**Source data:**
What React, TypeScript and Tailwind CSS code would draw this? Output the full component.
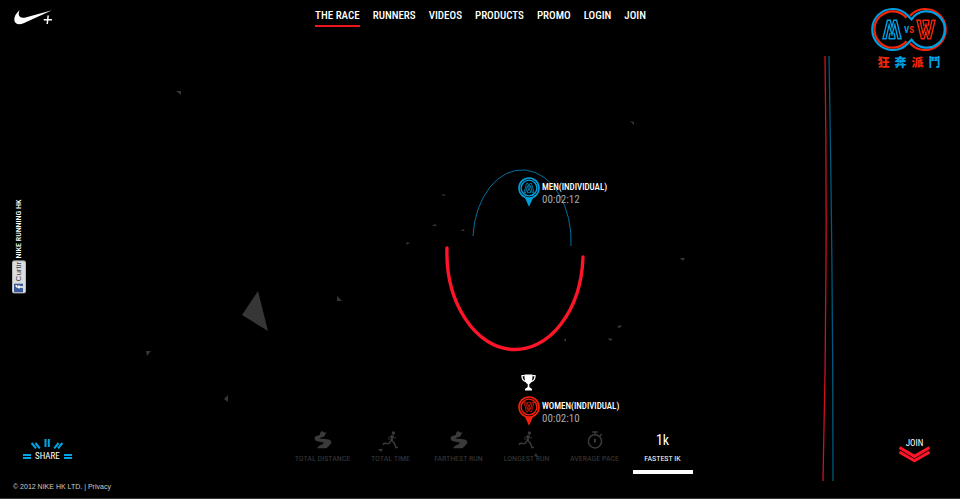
import type { ReactNode } from "react";

const NAV = ["THE RACE", "RUNNERS", "VIDEOS", "PRODUCTS", "PROMO", "LOGIN", "JOIN"];

const SHARDS = [
  "M258 291 L268 331 L242 315 Z",
  "M176 91 h5 v4 Z",
  "M630 121 l4 1 v3 Z",
  "M441 195 l3 -1 l2 2 Z",
  "M432 226 l3 -2 l2 2 Z",
  "M461 231 l2 -2 l2 2 Z",
  "M406 245 l1 -3 l3 1 Z",
  "M680 258 h5 l-2 3 Z",
  "M337 296 l5 5 h-5 Z",
  "M617 327 l3 -2 l2 1 l-3 2 Z",
  "M608 338 l5 1 l-3 2 Z",
  "M564 340 l2 -2 v4 Z",
  "M146 351 h5 l-4 5 Z",
  "M224 399 l4 -4 v7 Z",
  "M378 449 h5 l-2 3 Z",
  "M534 456 l2 -3 l2 4 Z",
];

function Sky() {
  return (
    <svg
      className="absolute inset-0 h-full w-full"
      viewBox="0 0 960 499"
      preserveAspectRatio="xMidYMid slice"
      fill="none"
      aria-hidden="true"
    >
      {SHARDS.map((d) => (
        <path key={d} d={d} fill="#363636" />
      ))}
      <path d="M473 236 A49 71 0 0 1 571 246" stroke="#00709d" strokeWidth="1" />
      <path d="M447 248 A68 97 0 0 0 583 257" stroke="#ff1428" strokeWidth="3.4" strokeLinecap="round" />
      <path d="M825 56 Q828 270 823 481" stroke="#d0101f" strokeWidth="1.3" />
      <path d="M829 56 Q833 270 833 481" stroke="#00587c" strokeWidth="1.3" />
    </svg>
  );
}

// striped emblem shared by the badge and the pins, 20 x 20
function Emblem() {
  return (
    <g fill="none" strokeWidth="1.4">
      <path d="M0.9 19.3 L5.4 0.8 H8.2 L10 7.6 L11.8 0.8 H14.6 L19.1 19.3 H16 L12.9 5.4 L10 15 L7.1 5.4 L4 19.3 Z" />
      <path d="M6.8 19.3 L8 13.4 M13.2 19.3 L12 13.4 M6.8 19.3 H13.2" />
    </g>
  );
}

function BattleLogo() {
  return (
    <svg className="h-[44px] w-[78px]" viewBox="870 7 78 44" fill="none" role="img" aria-label="M vs W">
      <g strokeWidth="2.2">
        <path d="M908 15.8 A20.5 20.5 0 1 0 908 43.2" stroke="#009fe3" />
        <path d="M906.5 17.7 A18.2 18.2 0 1 0 906.5 41.3" stroke="#f5250a" />
        <path d="M910 15.8 A20.5 20.5 0 1 1 910 43.2" stroke="#f5250a" />
        <path d="M907.6 15.4 l3.9 3.9 A18.2 18.2 0 1 1 911.5 39.7 l-3.9 3.9" stroke="#009fe3" />
      </g>
      <g transform="translate(882 19.5)" stroke="#009fe3">
        <Emblem />
      </g>
      <g transform="translate(916 39.5) scale(1 -1)" stroke="#f5250a">
        <Emblem />
      </g>
      <text x="904" y="32.5" fontSize="9" fontWeight="700" fontFamily="Roboto Condensed, Liberation Sans, sans-serif">
        <tspan fill="#009fe3">V</tspan>
        <tspan fill="#f5250a">S</tspan>
      </text>
    </svg>
  );
}

function Swoosh() {
  return (
    <svg className="h-[16px] w-[40px]" viewBox="13 9 40 16" fill="#fff" aria-hidden="true">
      <path d="M19.5 10 C15.5 14 13.8 17.4 14.4 20.8 C15.2 24.6 19.2 24.8 23.6 23.3 L52 10.3 L25.5 17.4 C20 18.8 17.4 16 19.5 10 Z" />
      <path d="M48.2 15.5 L47.2 24 M43.7 19.8 H52" stroke="#fff" strokeWidth="1.5" />
    </svg>
  );
}

function RoadIcon() {
  return (
    <svg className="h-[18px] w-[18px]" viewBox="0 0 18 18" fill="currentColor" aria-hidden="true">
      <path d="M8 0 l2.5 1.6 H13 l-2.3 2.2 C12 5 10 5.8 7.4 6.4 C5 7 5.4 7.6 8 7.8 C13 8 17.4 8.6 17.3 11 C17.2 13.6 14 15 12.6 17.2 H3.4 C4 14.6 7.6 14 9.2 12.8 C10.4 11.8 9.6 11.4 7 11 C3.6 10.6 0.4 9.6 0.6 7.2 C0.8 5 4 4.6 6.6 3.8 L5.6 2.4 Z" />
    </svg>
  );
}

function RunnerIcon() {
  return (
    <svg className="h-[18px] w-[18px]" viewBox="0 0 18 18" fill="none" stroke="currentColor" aria-hidden="true">
      <circle cx="11.4" cy="2" r="1.7" fill="currentColor" stroke="none" />
      <path d="M10.4 4.2 L9.4 10" strokeWidth="2.4" />
      <path d="M10 4.6 L7 6.4 L6.8 8.8 M10.8 4.8 L12.4 7.4 L13.8 6.2" strokeWidth="1" />
      <path d="M9 9.6 L7 12.6 L2 12.2 L1 14 M9.8 9.6 L12.2 12 L14 16.6 L15.8 16.2" strokeWidth="1.4" />
    </svg>
  );
}

function StopwatchIcon() {
  return (
    <svg className="h-[18px] w-[18px]" viewBox="0 0 18 18" fill="none" stroke="currentColor" strokeWidth="1.5" aria-hidden="true">
      <circle cx="9" cy="10.3" r="6.6" />
      <path d="M6.2 0.9 H11.8 M9 1 V3.6 M14 4.8 L15.8 3" />
      <path d="M9 7.8 V11.6" strokeWidth="2" />
    </svg>
  );
}

function TrophyIcon() {
  return (
    <svg className="ml-[3px] h-[17px] w-[15px]" viewBox="0 0 15 17" fill="none" stroke="#fff" aria-hidden="true">
      <path d="M3.4 0.4 H11.6 C11.6 6 10.4 9 8.3 10 V13 L11 15 V16.6 H4 V15 L6.7 13 V10 C4.6 9 3.4 6 3.4 0.4 Z" fill="#fff" stroke="none" />
      <path d="M3.6 1.6 H1 C0.8 4.6 2.4 7 5.4 7.8 M11.4 1.6 H14 C14.2 4.6 12.6 7 9.6 7.8" strokeWidth="1.3" />
    </svg>
  );
}

type PinProps = { color: string; flip?: boolean; name: string; time: string };

function Pin({ color, flip, name, time }: PinProps) {
  return (
    <div className="flex gap-[2px] whitespace-nowrap">
      <svg className="h-[30px] w-[22px]" viewBox="0 0 22 30" fill="none" stroke={color} aria-hidden="true">
        <path d="M7 21 H15 L11 29.8 Z" fill={color} stroke="none" />
        <circle cx="11" cy="11" r="10" strokeWidth="1.6" />
        <circle cx="11" cy="11" r="7.9" strokeWidth="1.4" />
        <g transform={flip ? "translate(5.5 16) scale(0.55 -0.5)" : "translate(5.5 6) scale(0.55 0.5)"}>
          <Emblem />
        </g>
      </svg>
      <div className="pt-1">
        <div className="text-[9px] leading-[12px] font-medium text-white">{name}</div>
        <div className="text-[11px] leading-[13px] text-[#aaa]">{time}</div>
      </div>
    </div>
  );
}

const TABS: { label: string; icon: ReactNode; active?: boolean }[] = [
  { label: "TOTAL DISTANCE", icon: <RoadIcon /> },
  { label: "TOTAL TIME", icon: <RunnerIcon /> },
  { label: "FARTHEST RUN", icon: <RoadIcon /> },
  { label: "LONGEST RUN", icon: <RunnerIcon /> },
  { label: "AVERAGE PACE", icon: <StopwatchIcon /> },
  { label: "FASTEST IK", icon: <span className="text-[14px]">1k</span>, active: true },
];

function ShareButton() {
  return (
    <button type="button" className="flex flex-col items-center justify-self-start text-[9px] leading-[12px] text-white">
      <svg className="h-[10px] w-[34px]" viewBox="0 0 34 10" stroke="#00a4e4" strokeWidth="2" fill="none" aria-hidden="true">
        <path d="M15.5 0 V8 M18.8 0 V8 M1.6 4 L6 9.4 M5.4 4 L9.8 9.4 M28.6 4 L24.2 9.4 M32.4 4 L28 9.4" />
      </svg>
      <span className="mt-px flex items-center gap-1">
        <span className="h-[5px] w-2 border-y-2 border-[#00a4e4]" />
        SHARE
        <span className="h-[5px] w-2 border-y-2 border-[#00a4e4]" />
      </span>
    </button>
  );
}

export default function App() {
  return (
    <div className="relative flex min-h-screen flex-col overflow-hidden bg-black font-['Roboto_Condensed','Liberation_Sans_Narrow','Liberation_Sans',sans-serif] text-white">
      <Sky />

      <header className="relative grid grid-cols-[1fr_auto_1fr] items-start pr-3 pl-[13px]">
        <a href="#home" aria-label="Home" className="mt-[9px] justify-self-start">
          <Swoosh />
        </a>
        <nav className="mt-2 flex gap-[13px] text-[11px] leading-[16px] font-medium">
          {NAV.map((item, i) => (
            <a
              key={item}
              href="#nav"
              className={i === 0 ? "border-b-2 border-[#f0141e] pb-px" : "pb-px"}
            >
              {item}
            </a>
          ))}
        </nav>
        <a href="#battle" className="mt-[7px] flex flex-col items-center justify-self-end">
          <BattleLogo />
          <span className="mt-1 flex gap-[5px] font-['Noto_Sans_CJK_TC',sans-serif] text-[12px] leading-[13px] font-black">
            <span className="text-[#f5250a]">狂</span>
            <span className="text-[#009fe3]">奔</span>
            <span className="text-[#f5250a]">派</span>
            <span className="text-[#009fe3]">鬥</span>
          </span>
        </a>
      </header>

      <main className="relative flex flex-1 items-center pb-[6px] pl-3">
        <div className="flex rotate-180 items-center gap-[2px] [writing-mode:vertical-rl]">
          <button
            type="button"
            className="flex w-[14px] items-center gap-[2px] rounded-xs border border-[#b8b8b8] bg-[#dcdde0] py-[2px] font-['Liberation_Sans',sans-serif] text-[8px] leading-[12px] text-[#444]"
          >
            <svg className="h-[9px] w-[9px] shrink-0 rotate-90" viewBox="0 0 9 9" aria-label="Facebook">
              <rect width="9" height="9" fill="#3b5998" />
              <path d="M5.4 9 V3.4 Q5.4 2 7.4 2.2 M3.8 4.9 H7.2" stroke="#fff" strokeWidth="1.4" fill="none" />
            </svg>
            Curtir
          </button>
          <span className="text-[8px] leading-[12px] font-medium">NIKE RUNNING HK</span>
        </div>
      </main>

      <div className="absolute top-[177px] left-1/2 ml-[38px]">
        <Pin color="#009fdc" name="MEN(INDIVIDUAL)" time="00:02:12" />
      </div>
      <div className="absolute top-[374px] left-1/2 ml-[38px] flex flex-col gap-[5px]">
        <TrophyIcon />
        <Pin color="#f5200a" flip name="WOMEN(INDIVIDUAL)" time="00:02:10" />
      </div>

      <div className="relative grid grid-cols-[1fr_auto_1fr] items-start pr-[30px] pl-[23px]">
        <div className="pt-[8px]">
          <ShareButton />
        </div>
        <div className="ml-8 flex gap-2">
          {TABS.map((tab) => (
            <button
              key={tab.label}
              type="button"
              className={
                tab.active
                  ? "flex w-15 flex-col items-center border-b-4 border-white text-white"
                  : "flex w-15 flex-col items-center border-b-4 border-transparent text-[#3a3a3a]"
              }
            >
              <span className="flex h-[18px] items-center">{tab.icon}</span>
              <span className="mt-1 pb-[5px] text-[8px] leading-[12px] whitespace-nowrap">{tab.label}</span>
            </button>
          ))}
        </div>
        <button type="button" className="mt-[7px] flex flex-col items-center justify-self-end text-[9px] leading-[10px]">
          JOIN
          <svg className="-mt-[2px] h-[17px] w-[31px]" viewBox="0 0 31 17" fill="none" stroke="#ff1428" strokeWidth="3" aria-hidden="true">
            <path d="M0.5 1.6 L15.5 10.4 L30.5 1.6 M0.5 6 L15.5 14.8 L30.5 6" />
          </svg>
        </button>
      </div>

      <footer className="relative mt-2 border-b border-[#3a3632] px-[13px] pb-[6px] font-['Liberation_Sans',sans-serif] text-[7px] leading-[10px] text-[#ccc]">
        © 2012 NIKE HK LTD. | <a href="#privacy">Privacy</a>
      </footer>
    </div>
  );
}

**What you will do:**
Filter lines by "full" and return each hit.

**Task response:**
What React, TypeScript and Tailwind CSS code would draw this? Output the full component.
      className="absolute inset-0 h-full w-full"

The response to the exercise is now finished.